I guess that understanding of folk rock makes sense. On it, pretty much all rock is either hard rock or folk rock, depending on how much you can hear acoustic guitars.

That Jayhawks record is as much folk rock as Rumours, though, with Mac-like harmonies and a big production. It's miles away from their earlier, much more folk-rocksy material, and waaaay better for it.

Euler, Monday, 1 October 2007 21:46 (seventeen years ago)

You could conceivably categorize Rumours as folk-rock, but you would be wrong because it's much more varied. "Go Your Own Way" rocks too hard and "You Make Loving Fun" is way too funky. And "Gold Dust Woman" is way too sinister. The self-titled I would feel more comfortable categorizing as "folk-rock," and then you get to Tusk and all attempts at categorization are obliterated.

talrose, Monday, 1 October 2007 21:50 (seventeen years ago)

and I think by saying "twangy" you're inching towards "country-rock," which Fleetwood Mac is absolutely not and Jayhawks reasonably could be.

talrose, Monday, 1 October 2007 21:52 (seventeen years ago)

Listen to "Nothing Good" from that Ron Sexsmith record if you want an idea of what he's about.

Eazy, Monday, 1 October 2007 21:55 (seventeen years ago)

But that's what I'm saying! Sound Of Lies is as much folk rock as Rumours; Rumours is hardly folk rock; therefore Sound Of Lies is hardly folk rock.

Euler, Monday, 1 October 2007 21:55 (seventeen years ago)

ok computer

gman, Monday, 1 October 2007 21:56 (seventeen years ago)

actually...what a great year for music

gman, Monday, 1 October 2007 21:57 (seventeen years ago)

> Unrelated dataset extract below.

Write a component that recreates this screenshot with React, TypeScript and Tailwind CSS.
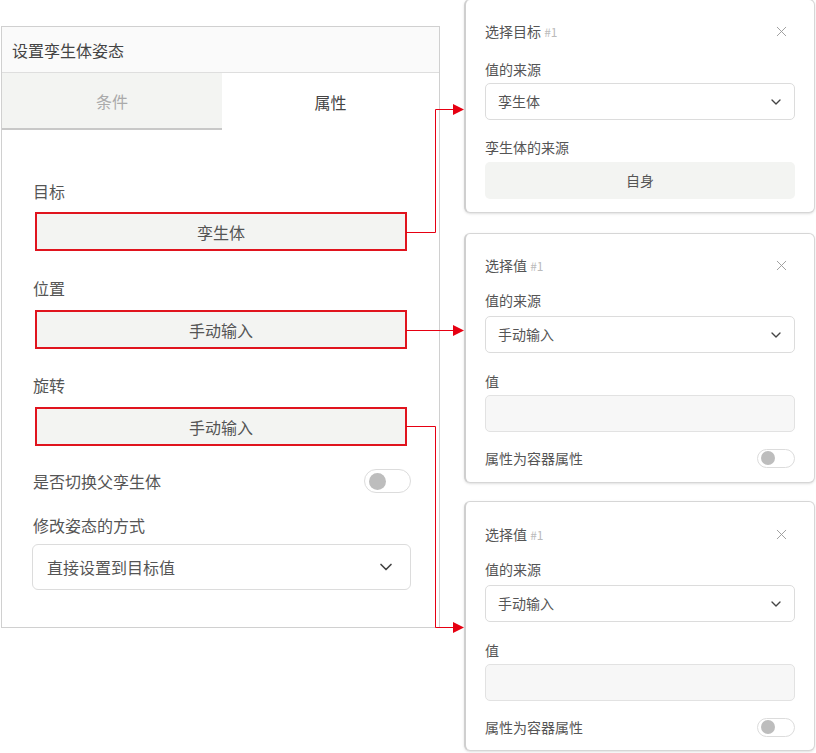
import React from 'react';
import { ChevronDown, X } from 'lucide-react';

const font = { fontFamily: '"Noto Sans CJK SC", "Noto Sans", sans-serif' };

const Toggle: React.FC<{ big?: boolean }> = ({ big }) => (
  <div
    className={`flex items-center rounded-full border border-[#dcdcdc] bg-white ${
      big ? 'w-[47px] h-[24px] px-[4px]' : 'w-[38px] h-[19px] px-[3px]'
    }`}
  >
    <div className={`rounded-full bg-[#bdbdbd] ${big ? 'w-[17px] h-[17px]' : 'w-[14px] h-[14px]'}`} />
  </div>
);

const RedBox: React.FC<{ text: string; mt: string }> = ({ text, mt }) => (
  <div
    className={`${mt} ml-[2px] w-[372px] h-[39px] border-2 border-[#e0141e] bg-[#f3f4f2] flex items-center justify-center text-[16px] text-[#555]`}
  >
    {text}
  </div>
);

const Select: React.FC<{ text: string }> = ({ text }) => (
  <div className="w-[310px] h-[37px] rounded-[5px] border border-[#dcdcdc] bg-white flex items-center justify-between pl-[12px] pr-[10px] text-[14px] text-[#555]">
    <span>{text}</span>
    <ChevronDown className="w-[16px] h-[16px] text-[#444]" strokeWidth={2} />
  </div>
);

const PanelTitle: React.FC<{ title: string }> = ({ title }) => (
  <div className="flex items-center justify-between h-[20px] pr-[5px]">
    <div className="text-[14px] text-[#555]">
      {title} <span className="text-[12px] text-[#bbb]">#1</span>
    </div>
    <X className="w-[17px] h-[17px] text-[#999]" strokeWidth={1.3} />
  </div>
);

const ValuePanel: React.FC<{ pt: string }> = ({ pt }) => (
  <div className={`h-[250px] rounded-[6px] border border-[#d6d6d6] border-l-2 border-l-[#cfcfcf] bg-white shadow-sm pl-[19px] pr-[19px] ${pt}`}>
    <PanelTitle title="选择值" />
    <div className="mt-[15px] h-[20px] text-[14px] text-[#555] leading-[20px]">值的来源</div>
    <div className="mt-[6px]">
      <Select text="手动输入" />
    </div>
    <div className="mt-[18px] h-[20px] text-[14px] text-[#555] leading-[20px]">值</div>
    <div className="mt-[4px] w-[310px] h-[37px] rounded-[5px] border border-[#e2e2e2] bg-[#f7f7f7]" />
    <div className="mt-[16px] flex items-center justify-between h-[20px]">
      <span className="text-[14px] text-[#555]">属性为容器属性</span>
      <Toggle />
    </div>
  </div>
);

export default function App() {
  return (
    <div className="relative w-[816px] h-[753px] bg-white overflow-hidden" style={font}>
      <div className="flex">
        {/* left panel */}
        <div className="mt-[26px] ml-[1px] w-[439px] h-[602px] border border-[#d0d0d0] bg-white">
          <div className="h-[46px] bg-[#fafafa] border-b border-[#dedede] flex items-center pl-[10px] text-[16px] text-[#444]">
            设置孪生体姿态
          </div>
          <div className="flex h-[57px]">
            <div className="w-[220px] bg-[#f3f4f2] border-b-2 border-[#c8c8c8] flex items-center justify-center text-[16px] text-[#aaa]">
              条件
            </div>
            <div className="flex-1 flex items-center justify-center text-[16px] text-[#444]">属性</div>
          </div>
          <div className="pl-[31px] pt-[49px] text-[16px] text-[#555] leading-[24px]">
            <div>目标</div>
            <RedBox text="孪生体" mt="mt-[9px]" />
            <div className="mt-[25px]">位置</div>
            <RedBox text="手动输入" mt="mt-[10px]" />
            <div className="mt-[24px]">旋转</div>
            <RedBox text="手动输入" mt="mt-[10px]" />
            <div className="mt-[23px] w-[378px] flex items-center justify-between h-[24px]">
              <span>是否切换父孪生体</span>
              <Toggle big />
            </div>
            <div className="mt-[20px]">修改姿态的方式</div>
            <div className="mt-[7px] -ml-[1px] w-[379px] h-[46px] rounded-[6px] border border-[#dcdcdc] flex items-center justify-between pl-[14px] pr-[14px]">
              <span>直接设置到目标值</span>
              <ChevronDown className="w-[20px] h-[20px] text-[#444]" strokeWidth={2} />
            </div>
          </div>
        </div>

        {/* right column */}
        <div className="ml-[24px] w-[351px] flex flex-col">
          <div className="h-[214px] rounded-[6px] border border-[#d6d6d6] border-l-2 border-l-[#cfcfcf] bg-white shadow-sm pl-[19px] pr-[19px] pt-[21px] -mt-[1px]">
            <PanelTitle title="选择目标" />
            <div className="mt-[18px] h-[20px] text-[14px] text-[#555] leading-[20px]">值的来源</div>
            <div className="mt-[4px]">
              <Select text="孪生体" />
            </div>
            <div className="mt-[17px] h-[20px] text-[14px] text-[#555] leading-[20px]">孪生体的来源</div>
            <div className="mt-[5px] w-[310px] h-[37px] rounded-[5px] bg-[#f3f4f2] flex items-center justify-center text-[14px] text-[#555]">
              自身
            </div>
          </div>
          <div className="mt-[20px]">
            <ValuePanel pt="pt-[21px]" />
          </div>
          <div className="mt-[18px]">
            <ValuePanel pt="pt-[22px]" />
          </div>
        </div>
      </div>

      {/* connector arrows */}
      <svg className="absolute inset-0 pointer-events-none" width="816" height="753">
        <g stroke="#e60012" strokeWidth="1" fill="none">
          <path d="M406 232.5 H435.5 V109.5 H455" />
          <path d="M406 330.5 H455" />
          <path d="M406 426.5 H435.5 V627.5 H455" />
        </g>
        <g fill="#e60012">
          <polygon points="453,104 464,109.5 453,115" />
          <polygon points="453,325 464,330.5 453,336" />
          <polygon points="453,622 464,627.5 453,633" />
        </g>
      </svg>
    </div>
  );
}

We are essentially agreeing, I think, but I also understand what xhuxk is saying when he refers to this list as "a lot of boring folk-rock," even though about half of the folk-rock he seems to be referring to is far from boring.

talrose, Monday, 1 October 2007 21:58 (seventeen years ago)

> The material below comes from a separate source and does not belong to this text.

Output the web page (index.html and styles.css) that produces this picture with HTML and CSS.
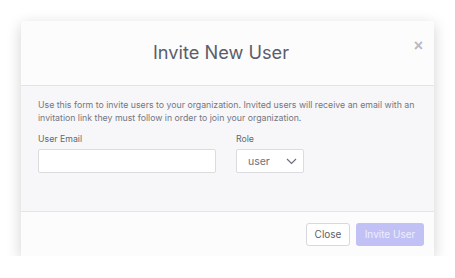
FILE: index.html
```html
<!DOCTYPE html>
<html lang="en">
<head>
    <meta charset="UTF-8">
    <meta name="viewport" content="width=device-width, initial-scale=1.0">
    <title>Invite New User</title>
    <link rel="stylesheet" href="styles.css">
</head>
<body>
    <div class="modal">
        <div class="modal-header">
            <h1>Invite New User</h1>
            <button class="close-x" aria-label="Close">&times;</button>
        </div>
        <div class="modal-body">
            <p class="intro">Use this form to invite users to your organization. Invited users will receive an email with an invitation link they must follow in order to join your organization.</p>
            <div class="fields">
                <div class="field email-field">
                    <label for="email">User Email</label>
                    <input type="email" id="email">
                </div>
                <div class="field role-field">
                    <label for="role">Role</label>
                    <div class="select">
                        <span>user</span>
                        <svg width="11" height="7" viewBox="0 0 11 7"><path d="M1 1l4.5 4.5L10 1" fill="none" stroke="#6b6f7a" stroke-width="1.2"/></svg>
                    </div>
                </div>
            </div>
        </div>
        <div class="modal-footer">
            <button class="btn btn-close">Close</button>
            <button class="btn btn-invite">Invite User</button>
        </div>
    </div>
</body>
</html>
```

FILE: styles.css
```css
body, html {
    margin: 0;
    padding: 0;
    background: #ffffff;
    font-family: 'Inter', 'Liberation Sans', sans-serif;
}
body {
    padding: 21px 0 0 21px;
}
.modal {
    width: 413px;
    background: #f7f7f9;
    box-shadow: 0 1px 0 #7d7d80, 0 4px 14px rgba(0,0,0,0.18);
}
.modal-header {
    height: 64px;
    background: #fcfcfd;
    border-bottom: 1px solid #e3e3e8;
    display: flex;
    align-items: center;
    justify-content: center;
    position: relative;
    padding-right: 13px;
}
h1 {
    margin: 0;
    font-size: 18.2px;
    font-weight: 400;
    color: #5b5e69;
    padding-bottom: 3px;
}
.close-x {
    position: absolute;
    top: 16px;
    right: 11px;
    border: none;
    background: none;
    color: #b9b9be;
    font-size: 16px;
    font-weight: 700;
    padding: 0;
    cursor: pointer;
    font-family: 'Liberation Sans', sans-serif;
}
.modal-body {
    height: 125px;
    padding: 0 17px;
    box-sizing: border-box;
    padding-top: 13px;
}
.intro {
    margin: 0;
    font-size: 8.75px;
    line-height: 13px;
    color: #737680;
}
.fields {
    display: flex;
    gap: 20px;
    margin-top: 9px;
}
.field label {
    display: block;
    font-size: 8.75px;
    color: #64676f;
    margin-bottom: 5px;
}
.field input {
    width: 178px;
    height: 24px;
    box-sizing: border-box;
    border: 1px solid #dcdce0;
    border-radius: 2px;
    background: #fff;
    margin: 0;
}
.select {
    width: 68px;
    height: 24px;
    box-sizing: border-box;
    border: 1px solid #dcdce0;
    border-radius: 2px;
    background: #fff;
    display: flex;
    align-items: center;
    justify-content: space-between;
    padding: 0 6px 0 11px;
    font-size: 10.5px;
    color: #6b6f7a;
}
.modal-footer {
    height: 44px;
    background: #fcfcfd;
    border-top: 1px solid #e3e3e8;
    display: flex;
    justify-content: flex-end;
    align-items: center;
    gap: 6px;
    padding-right: 10px;
}
.btn {
    height: 23px;
    font-family: inherit;
    font-size: 10px;
    border-radius: 3px;
    padding: 0;
    cursor: pointer;
}
.btn-close {
    width: 44px;
    background: #fff;
    border: 1px solid #d8d8dd;
    color: #5d606a;
}
.btn-invite {
    width: 68px;
    background: #c2c1f6;
    border: none;
    color: #eeeefc;
}
```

actually, I take that back, a lot of it is REALLY boring, including yr. beloved Jayhawks. Buckner and B&S the only two exceptions of the albums that xhuxk mentioned. Dylan didn't bore me so much at the time, but the fact that I never put it on or turn it off after three songs helps it get a "boring" tag.

talrose, Monday, 1 October 2007 22:00 (seventeen years ago)

Earle, B&S, Orton, and (Patti) Smith are the only real folkies on the list.

Alfred, Lord Sotosyn, Monday, 1 October 2007 22:04 (seventeen years ago)

Why not Elliott, Lord?

talrose, Monday, 1 October 2007 22:05 (seventeen years ago)

The Jayhawks are usually boring, but not on that record. That Buckner record is, on the other hand, a real snoozer, and a big reason why I lost interest in buying records classified as alt.country (leaving Texas helped too).

Euler, Monday, 1 October 2007 22:07 (seventeen years ago)

*er, I meant "Elliot."

Alfred, Lord Sotosyn, Monday, 1 October 2007 22:08 (seventeen years ago)

Even the Lord makes mistakes.

talrose, Monday, 1 October 2007 22:10 (seventeen years ago)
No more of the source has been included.